Myth 3: “A few physiotherapy sessions should help”


The number of sessions that you’ll require depends on a wide range of factors, such as your demographic, medical history, current diagnosis, psychosocial factors and lifestyle, to name but a few.

After your evaluation has taken place, your physiotherapist will lay out your treatment plan in the following steps:

  1. Identify the problem – diagnosis and clinical reasoning
  2. Treat the problem – manual therapy, electrotherapy or exercise therapy
  3. Return to your lifestyle – home exercise program and self-management techniques
  4. Avoid recurrences – adherence and compliance to above

Myth 4: “I am better when I am taking sessions but the moment I stop, the pain comes back”


Evidence suggests that around two thirds (60-70%) of people start becoming non-compliant to their exercise regimes after they have completed their sessions, missing phase 3 (above) and

thus experiencing recurrences.

Musculoskeletal re-training and biomechanical corrections take from around 3 months to 1 year, during which continuation of your exercises and follow up with your physiotherapist is essential. During this time, you and your physiotherapist should pro-actively formulate steps towards a common goal. Shared decision making is a key element of this.

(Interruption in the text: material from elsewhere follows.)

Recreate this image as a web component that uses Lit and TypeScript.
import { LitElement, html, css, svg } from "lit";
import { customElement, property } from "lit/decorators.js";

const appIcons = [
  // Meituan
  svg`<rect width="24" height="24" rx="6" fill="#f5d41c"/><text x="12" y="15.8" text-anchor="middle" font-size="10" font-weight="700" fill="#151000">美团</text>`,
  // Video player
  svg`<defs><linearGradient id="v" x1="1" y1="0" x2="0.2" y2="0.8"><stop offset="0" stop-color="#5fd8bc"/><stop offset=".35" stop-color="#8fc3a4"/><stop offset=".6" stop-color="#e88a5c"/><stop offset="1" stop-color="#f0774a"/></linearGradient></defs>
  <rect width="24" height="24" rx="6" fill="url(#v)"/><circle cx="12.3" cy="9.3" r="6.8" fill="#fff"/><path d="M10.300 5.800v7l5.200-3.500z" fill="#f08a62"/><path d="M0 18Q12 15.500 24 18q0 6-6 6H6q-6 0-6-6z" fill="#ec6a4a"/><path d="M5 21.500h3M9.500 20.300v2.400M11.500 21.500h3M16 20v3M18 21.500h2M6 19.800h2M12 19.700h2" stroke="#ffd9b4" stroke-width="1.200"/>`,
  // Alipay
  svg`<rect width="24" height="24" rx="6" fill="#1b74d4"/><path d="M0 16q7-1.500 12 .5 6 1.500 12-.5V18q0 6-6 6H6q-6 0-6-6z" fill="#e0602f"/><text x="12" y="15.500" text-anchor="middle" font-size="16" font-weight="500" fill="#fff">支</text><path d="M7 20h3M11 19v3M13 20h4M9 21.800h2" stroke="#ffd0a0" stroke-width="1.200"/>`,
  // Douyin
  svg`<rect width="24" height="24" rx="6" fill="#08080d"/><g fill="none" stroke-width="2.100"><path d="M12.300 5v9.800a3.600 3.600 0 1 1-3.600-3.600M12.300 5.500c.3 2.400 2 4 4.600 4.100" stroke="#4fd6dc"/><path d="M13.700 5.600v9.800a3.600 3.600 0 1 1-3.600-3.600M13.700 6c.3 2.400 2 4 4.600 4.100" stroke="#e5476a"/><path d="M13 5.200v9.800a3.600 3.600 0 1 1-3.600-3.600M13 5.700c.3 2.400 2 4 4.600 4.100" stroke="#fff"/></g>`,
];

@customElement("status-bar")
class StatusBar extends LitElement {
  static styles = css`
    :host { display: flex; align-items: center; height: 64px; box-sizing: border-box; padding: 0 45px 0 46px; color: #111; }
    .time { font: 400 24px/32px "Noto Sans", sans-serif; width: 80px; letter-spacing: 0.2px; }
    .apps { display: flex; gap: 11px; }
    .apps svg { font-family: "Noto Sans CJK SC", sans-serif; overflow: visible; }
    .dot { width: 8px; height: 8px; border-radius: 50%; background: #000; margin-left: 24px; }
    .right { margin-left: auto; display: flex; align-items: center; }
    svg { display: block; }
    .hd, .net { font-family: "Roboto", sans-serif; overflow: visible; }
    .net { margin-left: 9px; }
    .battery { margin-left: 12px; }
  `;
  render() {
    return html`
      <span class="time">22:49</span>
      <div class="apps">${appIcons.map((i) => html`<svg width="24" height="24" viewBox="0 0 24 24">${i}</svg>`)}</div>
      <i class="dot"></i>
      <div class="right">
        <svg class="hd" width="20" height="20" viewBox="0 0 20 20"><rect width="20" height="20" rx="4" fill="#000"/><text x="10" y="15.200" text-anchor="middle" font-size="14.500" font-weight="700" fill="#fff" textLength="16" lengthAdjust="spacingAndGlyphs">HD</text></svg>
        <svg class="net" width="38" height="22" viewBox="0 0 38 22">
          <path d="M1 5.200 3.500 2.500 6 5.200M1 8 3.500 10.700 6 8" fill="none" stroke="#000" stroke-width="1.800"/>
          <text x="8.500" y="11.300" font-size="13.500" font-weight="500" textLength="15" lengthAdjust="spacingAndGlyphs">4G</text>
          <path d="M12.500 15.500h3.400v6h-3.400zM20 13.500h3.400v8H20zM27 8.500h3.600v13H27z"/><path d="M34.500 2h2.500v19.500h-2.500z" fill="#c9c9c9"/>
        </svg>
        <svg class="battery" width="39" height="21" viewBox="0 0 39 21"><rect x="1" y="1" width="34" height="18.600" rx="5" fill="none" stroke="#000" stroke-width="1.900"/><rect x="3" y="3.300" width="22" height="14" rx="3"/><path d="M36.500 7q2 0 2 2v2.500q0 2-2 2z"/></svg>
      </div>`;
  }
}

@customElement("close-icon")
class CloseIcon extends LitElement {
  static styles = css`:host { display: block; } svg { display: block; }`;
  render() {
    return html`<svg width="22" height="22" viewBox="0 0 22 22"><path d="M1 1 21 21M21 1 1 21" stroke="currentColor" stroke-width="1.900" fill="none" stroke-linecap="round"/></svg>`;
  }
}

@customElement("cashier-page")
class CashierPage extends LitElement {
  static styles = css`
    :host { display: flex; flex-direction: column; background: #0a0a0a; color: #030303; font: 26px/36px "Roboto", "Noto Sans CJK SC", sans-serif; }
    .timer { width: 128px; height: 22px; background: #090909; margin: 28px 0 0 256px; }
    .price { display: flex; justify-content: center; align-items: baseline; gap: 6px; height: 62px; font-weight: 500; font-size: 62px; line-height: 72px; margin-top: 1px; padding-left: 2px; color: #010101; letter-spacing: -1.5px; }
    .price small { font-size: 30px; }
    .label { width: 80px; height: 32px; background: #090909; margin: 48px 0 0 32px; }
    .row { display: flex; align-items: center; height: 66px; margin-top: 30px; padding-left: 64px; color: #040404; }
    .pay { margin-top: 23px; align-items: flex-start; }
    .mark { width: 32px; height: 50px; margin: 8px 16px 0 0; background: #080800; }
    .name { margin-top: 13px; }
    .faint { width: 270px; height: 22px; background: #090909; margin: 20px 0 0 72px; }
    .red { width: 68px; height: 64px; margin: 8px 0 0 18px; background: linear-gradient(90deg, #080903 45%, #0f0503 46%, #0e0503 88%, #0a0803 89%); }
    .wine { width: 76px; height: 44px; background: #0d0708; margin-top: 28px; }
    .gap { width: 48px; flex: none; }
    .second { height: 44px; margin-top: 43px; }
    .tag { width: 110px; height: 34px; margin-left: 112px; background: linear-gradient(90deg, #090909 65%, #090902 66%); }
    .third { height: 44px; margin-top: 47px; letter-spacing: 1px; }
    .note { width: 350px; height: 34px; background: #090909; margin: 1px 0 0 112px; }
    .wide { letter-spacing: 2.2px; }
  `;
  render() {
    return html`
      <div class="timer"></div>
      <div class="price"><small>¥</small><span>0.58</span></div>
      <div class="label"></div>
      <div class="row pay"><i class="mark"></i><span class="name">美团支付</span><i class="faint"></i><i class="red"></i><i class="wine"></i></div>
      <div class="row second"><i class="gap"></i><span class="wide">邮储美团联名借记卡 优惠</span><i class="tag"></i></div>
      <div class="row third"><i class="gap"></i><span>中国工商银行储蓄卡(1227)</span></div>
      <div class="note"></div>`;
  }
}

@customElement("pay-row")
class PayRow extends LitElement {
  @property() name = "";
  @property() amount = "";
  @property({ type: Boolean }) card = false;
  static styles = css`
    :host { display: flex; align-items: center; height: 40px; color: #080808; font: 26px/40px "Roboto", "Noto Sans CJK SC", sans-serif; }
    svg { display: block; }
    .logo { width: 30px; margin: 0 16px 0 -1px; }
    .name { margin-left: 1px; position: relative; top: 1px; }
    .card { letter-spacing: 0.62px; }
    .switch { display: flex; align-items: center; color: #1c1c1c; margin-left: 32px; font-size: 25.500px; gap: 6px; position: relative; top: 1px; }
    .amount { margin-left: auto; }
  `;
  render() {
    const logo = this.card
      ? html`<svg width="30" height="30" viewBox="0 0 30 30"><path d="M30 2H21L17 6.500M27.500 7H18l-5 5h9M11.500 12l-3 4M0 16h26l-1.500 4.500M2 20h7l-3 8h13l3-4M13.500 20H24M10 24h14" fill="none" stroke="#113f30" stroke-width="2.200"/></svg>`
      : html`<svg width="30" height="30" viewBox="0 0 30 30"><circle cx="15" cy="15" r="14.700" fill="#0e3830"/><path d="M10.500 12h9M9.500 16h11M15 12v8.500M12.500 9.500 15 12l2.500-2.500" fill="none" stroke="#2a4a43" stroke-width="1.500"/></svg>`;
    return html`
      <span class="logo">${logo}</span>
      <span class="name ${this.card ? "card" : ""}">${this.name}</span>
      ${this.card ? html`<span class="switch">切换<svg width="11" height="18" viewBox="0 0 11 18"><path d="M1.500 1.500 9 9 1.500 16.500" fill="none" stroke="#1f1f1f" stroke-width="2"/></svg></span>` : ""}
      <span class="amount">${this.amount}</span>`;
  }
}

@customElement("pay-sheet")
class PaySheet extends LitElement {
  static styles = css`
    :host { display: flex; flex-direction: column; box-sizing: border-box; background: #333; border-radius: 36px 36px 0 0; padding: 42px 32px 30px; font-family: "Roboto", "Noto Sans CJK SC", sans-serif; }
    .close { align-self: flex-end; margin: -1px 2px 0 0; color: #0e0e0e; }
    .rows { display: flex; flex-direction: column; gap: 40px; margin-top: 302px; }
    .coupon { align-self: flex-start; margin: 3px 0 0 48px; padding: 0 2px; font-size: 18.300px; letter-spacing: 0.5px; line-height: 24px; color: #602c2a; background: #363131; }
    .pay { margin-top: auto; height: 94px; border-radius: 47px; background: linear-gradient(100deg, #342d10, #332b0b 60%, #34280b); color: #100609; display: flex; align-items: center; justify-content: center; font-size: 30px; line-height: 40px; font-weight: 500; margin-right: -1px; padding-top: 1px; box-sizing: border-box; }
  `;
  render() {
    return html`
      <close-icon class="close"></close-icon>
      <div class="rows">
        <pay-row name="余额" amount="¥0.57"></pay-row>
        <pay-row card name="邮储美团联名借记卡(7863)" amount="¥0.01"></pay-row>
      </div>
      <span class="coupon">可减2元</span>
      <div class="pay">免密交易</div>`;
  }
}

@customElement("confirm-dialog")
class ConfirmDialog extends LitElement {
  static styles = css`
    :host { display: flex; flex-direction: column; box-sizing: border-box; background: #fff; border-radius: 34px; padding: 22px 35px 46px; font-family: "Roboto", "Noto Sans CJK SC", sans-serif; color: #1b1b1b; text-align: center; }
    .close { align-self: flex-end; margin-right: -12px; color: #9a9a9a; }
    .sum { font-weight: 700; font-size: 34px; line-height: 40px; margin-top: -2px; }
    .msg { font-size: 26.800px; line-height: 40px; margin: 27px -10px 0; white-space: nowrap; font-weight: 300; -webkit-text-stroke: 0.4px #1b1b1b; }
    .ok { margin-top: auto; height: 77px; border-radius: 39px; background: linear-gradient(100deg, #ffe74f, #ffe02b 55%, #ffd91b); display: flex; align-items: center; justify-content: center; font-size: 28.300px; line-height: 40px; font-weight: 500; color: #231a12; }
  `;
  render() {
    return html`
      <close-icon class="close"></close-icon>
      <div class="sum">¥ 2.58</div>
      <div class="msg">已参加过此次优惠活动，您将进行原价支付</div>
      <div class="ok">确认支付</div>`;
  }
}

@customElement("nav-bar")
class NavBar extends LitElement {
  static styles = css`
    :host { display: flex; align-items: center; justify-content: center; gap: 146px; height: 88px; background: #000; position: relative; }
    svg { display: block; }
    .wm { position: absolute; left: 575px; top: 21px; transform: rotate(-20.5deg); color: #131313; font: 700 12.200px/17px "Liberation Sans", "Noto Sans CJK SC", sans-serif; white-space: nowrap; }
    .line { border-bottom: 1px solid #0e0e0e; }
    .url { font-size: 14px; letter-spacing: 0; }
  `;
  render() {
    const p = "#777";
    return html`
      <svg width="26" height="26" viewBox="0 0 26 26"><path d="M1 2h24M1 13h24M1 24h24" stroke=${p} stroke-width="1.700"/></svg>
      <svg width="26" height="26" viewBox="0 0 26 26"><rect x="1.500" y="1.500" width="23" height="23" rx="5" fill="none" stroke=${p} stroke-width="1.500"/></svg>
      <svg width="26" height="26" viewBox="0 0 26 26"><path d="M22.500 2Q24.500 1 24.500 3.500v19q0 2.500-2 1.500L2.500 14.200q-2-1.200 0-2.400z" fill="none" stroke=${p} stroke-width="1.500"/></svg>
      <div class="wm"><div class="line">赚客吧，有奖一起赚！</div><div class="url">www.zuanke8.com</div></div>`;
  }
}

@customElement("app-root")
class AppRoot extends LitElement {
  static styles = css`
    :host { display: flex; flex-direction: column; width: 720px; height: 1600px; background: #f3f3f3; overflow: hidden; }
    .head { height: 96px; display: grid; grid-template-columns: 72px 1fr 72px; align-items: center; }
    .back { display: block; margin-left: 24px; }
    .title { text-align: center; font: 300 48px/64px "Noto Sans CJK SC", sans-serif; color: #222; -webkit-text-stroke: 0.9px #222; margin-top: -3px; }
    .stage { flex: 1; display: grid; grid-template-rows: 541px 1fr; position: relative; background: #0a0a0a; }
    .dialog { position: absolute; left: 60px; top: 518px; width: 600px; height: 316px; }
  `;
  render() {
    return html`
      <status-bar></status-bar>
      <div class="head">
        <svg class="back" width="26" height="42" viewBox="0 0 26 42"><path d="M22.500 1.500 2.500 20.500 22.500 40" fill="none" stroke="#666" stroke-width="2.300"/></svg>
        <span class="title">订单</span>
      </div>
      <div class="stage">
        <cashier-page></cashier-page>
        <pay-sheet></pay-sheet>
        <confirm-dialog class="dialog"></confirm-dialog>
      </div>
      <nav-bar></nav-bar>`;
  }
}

For example, you may need to make your work station ergonomically supportive to reduce stress on your joints, modify your footwear according to the surface that you run on, use insoles and arch supports, regularly carry out strengthening and stretching techniques or design effective warm-up and cool-down exercises.

Myth 5: “Modalities and manual therapy make me feel better”

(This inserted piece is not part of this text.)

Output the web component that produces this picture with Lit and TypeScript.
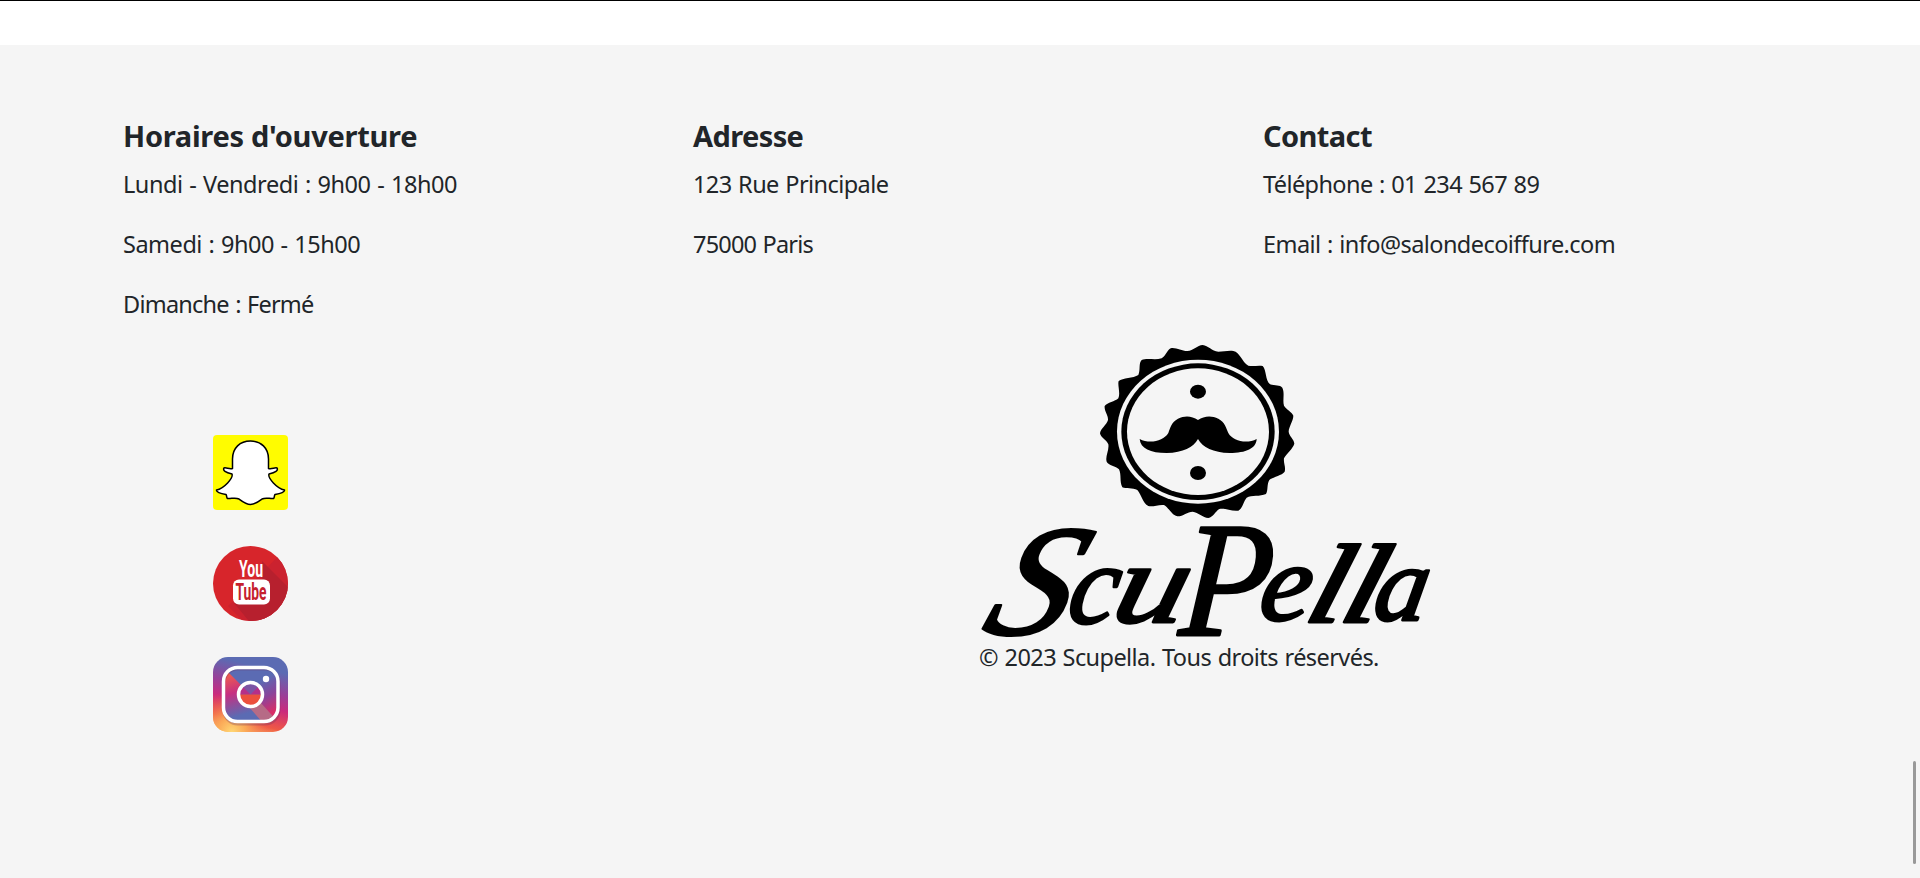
import { LitElement, html, css, svg } from "lit";
import { customElement } from "lit/decorators.js";

interface Line { text: string; spacing: number }
interface Column { title: string; spacing: number; lines: Line[] }

const columns: Column[] = [
  { title: "Horaires d'ouverture", spacing: -0.28, lines: [
    { text: "Lundi - Vendredi : 9h00 - 18h00", spacing: -0.45 },
    { text: "Samedi : 9h00 - 15h00", spacing: -0.48 },
    { text: "Dimanche : Fermé", spacing: -0.77 } ] },
  { title: "Adresse", spacing: -0.6, lines: [
    { text: "123 Rue Principale", spacing: -0.58 },
    { text: "75000 Paris", spacing: -0.8 } ] },
  { title: "Contact", spacing: -0.6, lines: [
    { text: "Téléphone : 01 234 567 89", spacing: -0.6 },
    { text: "Email : info@salondecoiffure.com", spacing: -0.57 } ] },
];

// character, x, baseline, size, horizontal scale, skew
const letters: [string, number, number, number, number, number][] = [
  ["S", 1, 294, 158, 1.04, -20], ["c", 87, 283, 114, 0.97, -10], ["u", 131, 282, 114, 1.27, -14],
  ["P", 200, 295, 164, 0.92, -4], ["e", 279, 280, 110, 1.05, -8], ["l", 324, 282, 112, 1.25, -16],
  ["l", 359, 282, 112, 1.25, -16], ["a", 393, 280, 106, 1, -10],
];

@customElement("app-root")
export class AppRoot extends LitElement {
  static styles = css`
    :host { display: block; box-sizing: border-box; height: 878px; overflow: hidden; position: relative;
      background: #fff; border-top: 1px solid #000; padding-top: 44px;
      font-family: "Segoe UI", "Noto Sans", "Open Sans", sans-serif; font-size: 23.5px; line-height: 36px; color: #212529; }
    footer { box-sizing: border-box; height: 833px; background: #f5f5f5; padding: 73px 87px 0 123px; }
    .info { display: grid; grid-template-columns: repeat(3, 1fr); height: 222px; }
    h2 { margin: 0 0 13px; font-size: 29px; line-height: 35px; font-weight: 700; white-space: nowrap; }
    p { margin: 0 0 24px; white-space: nowrap; word-spacing: 1px; }
    .bottom { display: grid; grid-template-columns: 1fr 1fr; }
    .social { display: flex; flex-direction: column; gap: 36px; padding: 95px 0 0 90px; }
    .social svg { width: 75px; height: 75px; display: block; }
    .logo { display: block; width: 450px; height: 299px; overflow: visible; }
    .word { font-family: "Liberation Serif", serif; font-style: italic; font-weight: 400;
      fill: #000; stroke: #000; stroke-width: 2.8px; stroke-linejoin: round; }
    .copy { letter-spacing: -0.57px; padding-left: 1px; }
    .yt { font-family: "Roboto", sans-serif; font-weight: 700; }
    .thumb { position: absolute; right: 4px; top: 760px; width: 3px; height: 103px; border-radius: 2px; background: #999; }
  `;

  private snapchat() {
    return html`<svg viewBox="0 0 75 75" aria-label="Snapchat">
      <rect width="75" height="75" rx="4" fill="#fffc00"/>
      <path d="M37.500 6C27 6 19.500 13 19.500 24V33.500C16.500 34.500 13 32.200 11 33C9.500 35.500 12.500 37.500 19 39C20.500 43 11 53.500 3.500 55C3 57 7 58.500 13 59.500C14 61 13.500 63 14.500 63.500C18 64 22 62 26 64C30 67 33 69.500 37.500 69.500C42 69.500 45 67 49 64C53 62 57 64 60.500 63.500C61.500 63 61 61 62 59.500C68 58.500 72 57 71.500 55C64 53.500 54.500 43 56 39C62.500 37.500 65.500 35.500 64 33C62 32.200 58.500 34.500 55.500 33.500V24C55.500 13 48 6 37.500 6Z" fill="#fff" stroke="#000" stroke-width="1.500" stroke-linejoin="round"/>
    </svg>`;
  }

  private youtube() {
    return html`<svg viewBox="0 0 75 75" aria-label="YouTube">
      <defs><clipPath id="disc"><circle cx="37.500" cy="37.500" r="37.500"/></clipPath></defs>
      <g clip-path="url(#disc)">
        <rect width="75" height="75" fill="#d7252b"/>
        <path d="M75 0L48 28L15 60L30 75H75Z" fill="#cb222f"/>
        <path d="M49 15L85 51V80H40L21 57L50 50Z" fill="#b7202e"/>
      </g>
      <rect x="20" y="33.500" width="37" height="25" rx="6" fill="#fff"/>
      <text class="yt" x="26" y="31" font-size="24" textLength="24" lengthAdjust="spacingAndGlyphs" fill="#fff">You</text>
      <text class="yt" x="22.500" y="54" font-size="23" textLength="31" lengthAdjust="spacingAndGlyphs" fill="#c5202d">Tube</text>
    </svg>`;
  }

  private instagram() {
    return html`<svg viewBox="0 0 75 75" aria-label="Instagram">
      <defs>
        <linearGradient id="ig" x1="0.600" y1="0" x2="0.350" y2="1">
          <stop offset="0.120" stop-color="#5b6bb3"/><stop offset="0.400" stop-color="#9a3f98"/>
          <stop offset="0.600" stop-color="#ca2a7d"/><stop offset="0.850" stop-color="#ef5845"/><stop offset="1" stop-color="#fbc768"/>
        </linearGradient>
        <radialGradient id="warm" cx="0.250" cy="1" r="0.550"><stop offset="0" stop-color="#ffd774"/><stop offset="0.350" stop-color="#fba857"/><stop offset="1" stop-color="#ec4b4b" stop-opacity="0"/></radialGradient>
        <linearGradient id="in" x1="0.300" y1="0" x2="0.900" y2="1"><stop offset="0.350" stop-color="#5b6bb3"/><stop offset="0.600" stop-color="#8b449b"/><stop offset="0.850" stop-color="#d92d68"/></linearGradient>
        <linearGradient id="tri" x1="0.100" y1="0" x2="0.400" y2="1"><stop offset="0.100" stop-color="#f2604a"/><stop offset="0.450" stop-color="#c62f82"/><stop offset="0.850" stop-color="#5b6bb3"/></linearGradient>
        <clipPath id="box"><rect x="10" y="10" width="56" height="56" rx="14"/></clipPath>
      </defs>
      <rect width="75" height="75" rx="15" fill="url(#ig)"/>
      <rect width="75" height="75" rx="15" fill="url(#warm)"/>
      <g clip-path="url(#box)">
        <rect x="10" y="10" width="56" height="56" fill="url(#in)"/>
        <path d="M10 10L66 66H10Z" fill="url(#tri)"/>
        <path d="M36 50L48 46L66 66H50Z" fill="#b66b86"/>
      </g>
      <circle cx="37.500" cy="37.500" r="12" fill="#7c54a4"/>
      <path d="M28 28L37.500 37.500H25.500Z" fill="#b52f88"/>
      <path d="M37.500 37.500L46 29L49.500 37.500Z" fill="#b52f88"/>
      <path d="M25.500 37.500H49.500A12 12 0 0 1 25.500 37.500Z" fill="#ec503d"/>
      <rect x="11" y="12" width="55" height="55" rx="14" fill="none" stroke="#6d315f" stroke-opacity="0.300" stroke-width="3"/>
      <rect x="10.500" y="10.500" width="54.500" height="54" rx="14" fill="none" stroke="#fff" stroke-width="3.500"/>
      <circle cx="37.500" cy="37.500" r="12" fill="none" stroke="#fff" stroke-width="3.500"/>
      <circle cx="53" cy="22" r="3.200" fill="#fff"/>
    </svg>`;
  }

  private logo() {
    return html`<svg class="logo" viewBox="0 0 450 299" aria-label="ScuPella">
      <g transform="translate(112 -5) scale(0.33333)">
        <path d="M338 30C355 32 365 48 385 50C400 50 415 46 430 48C450 52 455 80 475 92C490 95 505 90 518 93C530 105 525 135 540 148C555 152 570 150 577 158C585 175 577 195 582 212C590 225 605 230 610 242C610 258 596 275 596 290C598 305 612 312 613 326C608 342 590 355 582 370C580 385 588 395 584 410C575 422 550 425 538 435C530 448 535 465 528 477C510 485 485 480 470 488C460 500 458 520 445 527C425 530 405 518 388 522C375 530 370 546 355 549C338 548 325 532 308 530C292 530 278 545 262 544C245 540 238 520 222 510C205 508 190 516 175 513C158 505 155 480 142 465C128 458 108 462 97 457C88 440 95 420 87 403C78 392 55 392 50 380C45 365 58 345 55 328C50 315 32 308 30 295C32 280 50 270 54 255C55 240 42 228 44 213C52 202 75 200 85 190C92 175 82 150 86 138C98 128 130 130 145 120C152 105 145 85 155 75C170 68 195 76 215 70C230 60 232 42 245 39C262 38 275 48 292 48C310 48 322 30 338 30Z"/>
        <ellipse cx="324" cy="290" rx="243" ry="216" fill="#f5f5f5"/>
        <ellipse cx="324" cy="290" rx="230" ry="205"/>
        <ellipse cx="324" cy="290" rx="213" ry="190" fill="#f5f5f5"/>
        <ellipse cx="324" cy="170" rx="24" ry="21"/><ellipse cx="324" cy="414" rx="24" ry="21"/>
        <path d="M324 255C306 243 285 241 264 251C244 261 240 281 235 294C221 318 179 328 149 312C151 340 181 354 230 354C280 353 310 337 324 312C338 337 369 353 419 354C468 354 499 340 500 312C470 328 428 318 415 294C409 281 405 261 385 251C364 241 342 243 324 255Z"/>
      </g>
      ${letters.map(([c, x, y, size, sx, skew]) => svg`<text class="word" font-size=${size} transform=${`translate(${x} ${y}) skewX(${skew}) scale(${sx} 1)`}>${c}</text>`)}
    </svg>`;
  }

  render() {
    return html`
      <footer>
        <section class="info">
          ${columns.map(c => html`<div>
            <h2 style="letter-spacing:${c.spacing}px">${c.title}</h2>
            ${c.lines.map(l => html`<p style="letter-spacing:${l.spacing}px">${l.text}</p>`)}
          </div>`)}
        </section>
        <section class="bottom">
          <div class="social">${this.snapchat()}${this.youtube()}${this.instagram()}</div>
          <div>${this.logo()}<p class="copy">© 2023 Scupella. Tous droits réservés.</p></div>
        </section>
      </footer>
      <div class="thumb"></div>`;
  }
}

Of course it will! The basic purpose of this is to reduce pain or inflammation and to aid the healing process of your injury. This form of therapy is a pre-requisite to the exercises which are essential for complete recovery. Consider this as a warm-up period that your body has to undergo before any vigorous workout. These are the various tools that are used, coupled with exercises, to regain a normal lifestyle.